Nicki Nicole chronology
|  | Recuerdos (2019) | Parte de Mí (2021) |

Singles from Recuerdos
- "Wapo Traketero" Released: April 26, 2019; "Años Luz" Released: August 23, 2019; "Fucking Diablo" Released: October 9, 2019; "Diva" Released: November 8, 2019;

= Recuerdos (Nicki Nicole album) =

2019 studio album by Nicki Nicole

Recuerdos is the debut studio album by Argentine rapper Nicki Nicole. It was released on November 8, 2019, via Dale Play Records. The album features artists such as Cazzu and Duki, and features Bizarrap's production on the song "Plegarias".

== Background ==
After the international impact she had with producer Bizarrap in his Music Sessions, which obtained the approval of other artists in the country such as Duki, Cazzu, Khea, among others. Nicole confirmed the existence of the album on November 5, 2019, in an Instagram story.

== Promotion ==

=== Singles ===
On April 26, 2019, Nicole released the first single from the album, "Wapo Traketero", the music video for the song was directed by Cecilia Sarmiento.
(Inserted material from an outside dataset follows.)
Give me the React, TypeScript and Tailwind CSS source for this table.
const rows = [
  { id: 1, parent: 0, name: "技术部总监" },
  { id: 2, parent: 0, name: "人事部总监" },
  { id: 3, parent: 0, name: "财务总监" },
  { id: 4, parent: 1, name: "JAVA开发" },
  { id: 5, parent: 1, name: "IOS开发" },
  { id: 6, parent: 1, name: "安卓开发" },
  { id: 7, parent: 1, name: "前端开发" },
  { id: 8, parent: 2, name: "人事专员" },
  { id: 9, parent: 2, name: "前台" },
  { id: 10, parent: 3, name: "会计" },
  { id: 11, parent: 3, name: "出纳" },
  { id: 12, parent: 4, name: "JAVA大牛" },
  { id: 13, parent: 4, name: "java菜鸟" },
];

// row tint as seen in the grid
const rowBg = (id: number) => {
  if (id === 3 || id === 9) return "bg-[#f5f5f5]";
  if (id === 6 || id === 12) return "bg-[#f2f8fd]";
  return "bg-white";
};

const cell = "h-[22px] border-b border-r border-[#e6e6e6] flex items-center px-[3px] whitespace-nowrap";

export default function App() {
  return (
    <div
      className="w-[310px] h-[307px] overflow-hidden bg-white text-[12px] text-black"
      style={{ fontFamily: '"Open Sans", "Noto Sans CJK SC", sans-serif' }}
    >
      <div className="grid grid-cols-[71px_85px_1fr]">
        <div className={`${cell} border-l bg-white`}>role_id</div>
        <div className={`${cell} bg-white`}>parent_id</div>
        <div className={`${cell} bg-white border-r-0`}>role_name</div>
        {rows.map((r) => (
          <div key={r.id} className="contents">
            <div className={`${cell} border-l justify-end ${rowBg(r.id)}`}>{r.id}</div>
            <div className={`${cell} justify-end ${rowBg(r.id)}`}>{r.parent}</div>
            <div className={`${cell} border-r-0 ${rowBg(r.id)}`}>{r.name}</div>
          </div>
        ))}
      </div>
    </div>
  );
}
After the release of the Music Sessions with producer Bizarrap, Nicole confirmed on Twitter that she would be releasing a new song on August 23, 2019.

"Años Luz" was released as the second single on August 23, its music video managed to reach the top of YouTube in Argentina setting a trend and managed to enter the top 40 of the Billboard Argentina Hot 100 chart.

On October 9, 2019, Nicole released the song "Fucking Diablo" as a third single, which also made her debut in the top 40 of the Argentina Hot 100.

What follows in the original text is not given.